Two links before we get to the recap: I have a new Insider post on how the Mets should handle their rotation, with five of six guys coming off some sort of injury; and I reviewed the boardgame Ulm for Paste.

* I think we got a glimpse of Drunk Shirley in the prelude where she slurred “Let’s dooo this” in the toast. Drunk Shirley is the best Shirley.

* The three remaining chefs are flying from Guadalajara to Riviera Maya, on the east coast of the Yucatan peninsula. They walk into the resort (I think it’s a Secrets location, although I didn’t see an orgy anywhere so maybe not) and Sheldon asks “are we in a Jay Z video man?”

* Why are we seeing so much of the chefs in bathing suits? The shot of the three of them walking into the water, which meant clear shots of Brooke’s and Shirley’s behinds, was kind of inappropriate for a cooking show.

* Their first stop is in Valladolid, a city of about 45K located inland on the Yucatan, a beautiful town with lots of Old World Spanish architecture. It’s named for a city in central Spain that was once the Spanish capital.

* Quickfire: Cook a dish that showcases the habanero. (No tilde, please.) The winner gets a one-week vacation for two at any Secrets resort. Their guest judge is Chef Ricardo Muniz Zurita, who literally wrote the book on Mexican cuisine (in Spanish, of course).

* They have to buy all of their ingredients at an open-air food market in the town center, and it looks like chef heaven, with an unbelievable variety of produce and meat being butchered to order. 13/10, would shop there.

* Sheldon appears to speak no Spanish, which I think would be impossible for a chef cooking in the continental U.S. given how many native speakers typically work in restaurant kitchens. Perhaps that’s not true in Hawai’i, though. Brooke at least speaks quite a bit, although she could stand some work on her accent.

* Sheldon’s looking for queso fresco and somehow can’t find any at the market; I guess it’s possible there wasn’t a vendor selling cheese, but I find that a little hard to believe, since there is cheese in Yucatecan cuisine.

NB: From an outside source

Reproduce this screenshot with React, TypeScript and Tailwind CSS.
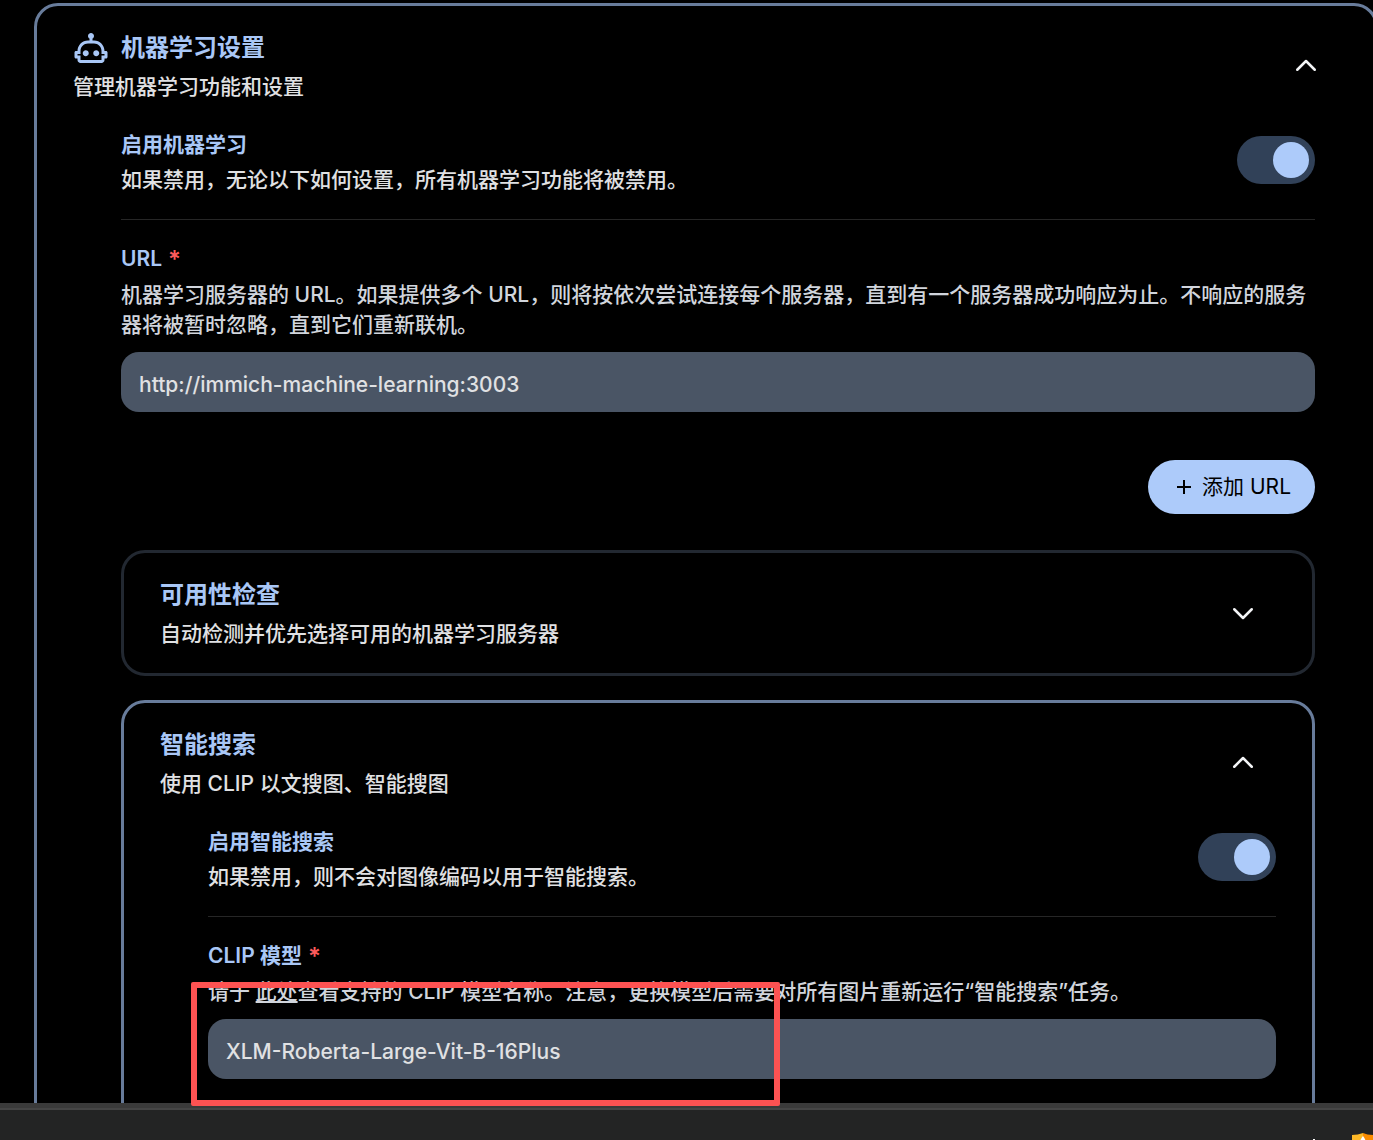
import { useId, useState, type ReactNode } from "react";

function RobotIcon() {
  return (
    <svg viewBox="0 0 24 24" className="size-9 shrink-0" fill="currentColor" aria-hidden="true">
      <path d="M17.5 15.5C17.5 16.61 16.61 17.5 15.5 17.5S13.5 16.61 13.5 15.5 14.4 13.5 15.5 13.5 17.5 14.4 17.5 15.5M8.5 13.5C7.4 13.5 6.5 14.4 6.5 15.5S7.4 17.5 8.5 17.5 10.5 16.61 10.5 15.5 9.61 13.5 8.5 13.5M23 15V18C23 18.55 22.55 19 22 19H21V20C21 21.11 20.11 22 19 22H5C3.9 22 3 21.11 3 20V19H2C1.45 19 1 18.55 1 18V15C1 14.45 1.45 14 2 14H3C3 10.13 6.13 7 10 7H11V5.73C10.4 5.39 10 4.74 10 4C10 2.9 10.9 2 12 2S14 2.9 14 4C14 4.74 13.6 5.39 13 5.73V7H14C17.87 7 21 10.13 21 14H22C22.55 14 23 14.45 23 15M21 16H19V14C19 11.24 16.76 9 14 9H10C7.24 9 5 11.24 5 14V16H3V17H5V20H19V17H21V16Z" />
    </svg>
  );
}

function Chevron({ up }: { up: boolean }) {
  return (
    <svg
      viewBox="0 0 24 24"
      className="size-[30px]"
      fill="none"
      stroke="currentColor"
      strokeWidth="2"
      strokeLinecap="round"
      strokeLinejoin="round"
      aria-hidden="true"
    >
      <path d={up ? "M5 15l7-7 7 7" : "M19 9l-7 7-7-7"} />
    </svg>
  );
}

function Accordion({
  title,
  subtitle,
  icon,
  defaultOpen = false,
  bodyClass = "",
  children,
}: {
  title: string;
  subtitle: string;
  icon?: ReactNode;
  defaultOpen?: boolean;
  bodyClass?: string;
  children?: ReactNode;
}) {
  const [open, setOpen] = useState(defaultOpen);
  return (
    <section className={`rounded-3xl border-3 ${open ? "border-[#687c9b]" : "border-[#222831]"}`}>
      <button
        type="button"
        aria-expanded={open}
        onClick={() => setOpen(!open)}
        className="flex w-full items-center justify-between py-6 pr-[54px] pl-9 text-left"
      >
        <span className="flex flex-col gap-1.5">
          <span className="flex items-center gap-3 text-2xl leading-9 font-semibold text-[#a9c7f6]">
            {icon}
            {title}
          </span>
          <span className="text-[21px] leading-[30px] font-medium text-[#e0e1e3]">{subtitle}</span>
        </span>
        <span className="text-[#f3f4f6]">
          <Chevron up={open} />
        </span>
      </button>
      {open && children && <div className={`pl-21 ${bodyClass}`}>{children}</div>}
    </section>
  );
}

function SwitchRow({ title, description }: { title: string; description: string }) {
  const id = useId();
  return (
    <div className="flex items-start justify-between border-b border-[#262626] pt-1 pb-6">
      <div className="flex flex-col gap-[5px] text-[21px] leading-[30px] font-medium">
        <label htmlFor={id} className="font-semibold text-[#a9c7f6]">
          {title}
        </label>
        <p className="text-[#e0e1e3]">{description}</p>
      </div>
      <input
        id={id}
        type="checkbox"
        role="switch"
        defaultChecked
        className="mt-1.5 flex h-12 w-[78px] shrink-0 appearance-none items-center rounded-full bg-gray-600 p-1.5 before:size-9 before:rounded-full before:bg-gray-300 checked:justify-end checked:bg-[#314158] checked:before:bg-[#adcbfa]"
      />
    </div>
  );
}

function Field({ label, value, description }: { label: string; value: string; description: ReactNode }) {
  const id = useId();
  return (
    <div className="flex flex-col pt-6 text-[21px] leading-[30px] font-medium">
      <label htmlFor={id} className="mb-1.5 flex gap-1.5 font-semibold text-[#a9c7f6]">
        {label}
        <span className="pt-0.5 text-2xl leading-7 text-[#fb5b5b]">*</span>
      </label>
      <p className="mb-3 text-[#d1d5dc]">{description}</p>
      <input
        id={id}
        type="text"
        required
        defaultValue={value}
        className="h-15 w-full rounded-[18px] bg-[#4a5565] px-[18px] pt-1 text-[#e0e1e3] outline-none"
      />
    </div>
  );
}

function ShieldIcon() {
  return (
    <svg viewBox="0 0 24 24" className="size-6" aria-hidden="true">
      <path d="M1 2Q7 2 12 0V24Q1 20 1 12Z" fill="#fdb827" />
      <path d="M12 0Q16 2 22 2V12Q22 20 12 24Z" fill="#fb8c00" />
      <path d="M12 3Q16 8 15 13H8Q8 8 12 3Z" fill="#fff" />
    </svg>
  );
}

export default function App() {
  return (
    <div className='relative flex h-screen flex-col overflow-hidden bg-black font-["Inter","Noto_Sans_CJK_SC",sans-serif]'>
      <main className="-mr-[5px] min-h-0 flex-1 overflow-hidden pt-[3px] pl-[34px]">
        <Accordion
          title="机器学习设置"
          subtitle="管理机器学习功能和设置"
          icon={<RobotIcon />}
          defaultOpen
          bodyClass="pr-15"
        >
          <SwitchRow title="启用机器学习" description="如果禁用，无论以下如何设置，所有机器学习功能将被禁用。" />
          <Field
            label="URL"
            value="http://immich-machine-learning:3003"
            description="机器学习服务器的 URL。如果提供多个 URL，则将按依次尝试连接每个服务器，直到有一个服务器成功响应为止。不响应的服务器将被暂时忽略，直到它们重新联机。"
          />
          <div className="flex justify-end pt-12 pb-9">
            <button
              type="button"
              className="flex h-[54px] items-center gap-1.5 rounded-full bg-[#adcbfa] px-6 text-[21px] leading-[30px] text-black"
            >
              <svg viewBox="0 0 24 24" className="size-6" fill="currentColor" aria-hidden="true">
                <path d="M19 13H13V19H11V13H5V11H11V5H13V11H19V13Z" />
              </svg>
              添加 URL
            </button>
          </div>
          <div className="flex flex-col gap-6">
            <Accordion title="可用性检查" subtitle="自动检测并优先选择可用的机器学习服务器" />
            <Accordion title="智能搜索" subtitle="使用 CLIP 以文搜图、智能搜图" defaultOpen bodyClass="pr-9 pb-15">
              <SwitchRow title="启用智能搜索" description="如果禁用，则不会对图像编码以用于智能搜索。" />
              <Field
                label="CLIP 模型"
                value="XLM-Roberta-Large-Vit-B-16Plus"
                description={
                  <>
                    请于{" "}
                    <a href="#models" className="underline">
                      此处
                    </a>
                    查看支持的 CLIP 模型名称。注意，更换模型后需要对所有图片重新运行“智能搜索”任务。
                  </>
                }
              />
            </Accordion>
          </div>
        </Accordion>
      </main>

      <footer className="flex h-[37px] shrink-0 flex-col bg-[#232424]">
        <div className="h-[7px] shrink-0 border-b-2 border-[#454545] bg-[#3a3a3a]" />
        <div className="flex h-[30px] justify-end gap-9 overflow-hidden">
          <div className="h-px w-0.5 self-end bg-white" />
          <div className="-mr-0.5 pt-[23px]">
            <ShieldIcon />
          </div>
        </div>
      </footer>

      {/* Highlight frame around the model name field */}
      <div className="pointer-events-none absolute bottom-[34px] left-[191px] h-[124px] w-[589px] rounded-xs border-6 border-[#fd5252]" />
    </div>
  );
}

He then buys a tamal colado without knowing what it is because he thinks it looks like cheese. (It’s actually a traditional Yucatecan tamale with roasted pork or chicken and an achiote and roasted tomato sauce.

* Shirley says that sometimes to wake herself up in the morning she takes a bite of a habenero. I prefer coffee.

* Brooke can’t get her blender open, briefly at least, which is yet another stupid equipment issue that doesn’t tell us anything about who the best chef is. It’s Top Chef. Maybe we could get the chefs some stuff that works?

* The dishes: Brooke made a roasted pork loin with orange and green habanero salsas, with the green ones in a raw fruit and vegetable salsa with jicama, pineapple, and cucumber … Sheldon made a pan-roasted chayote stuffed with the tamal colado and a roasted habanero/tomato/onion salsa. … Shirley made a masa dumpling with poached egg, habanero, and crispy chicharrones.

* Nobody really did poorly here, although I thought the final order was pretty clear. Sheldon’s was too spicy, and the tamal did nothing for his dish. Brooke ends up the winner. It seemed like her dish showcased the habanero best and was the most balanced overall, and Muniz Zurita didn’t hide that that was his favorite.

* Elimination challenge: Jeremiah Tower is there; he’s a California chef who now lives in the Yucatan, which seems like a pretty good place to retire, actually. He has a new book, Start the Fire: How I Began a Food Revolution in America, coming out on April 4th (that’s a preorder link), as well as a related documentary about him produced by Anthony Bourdain.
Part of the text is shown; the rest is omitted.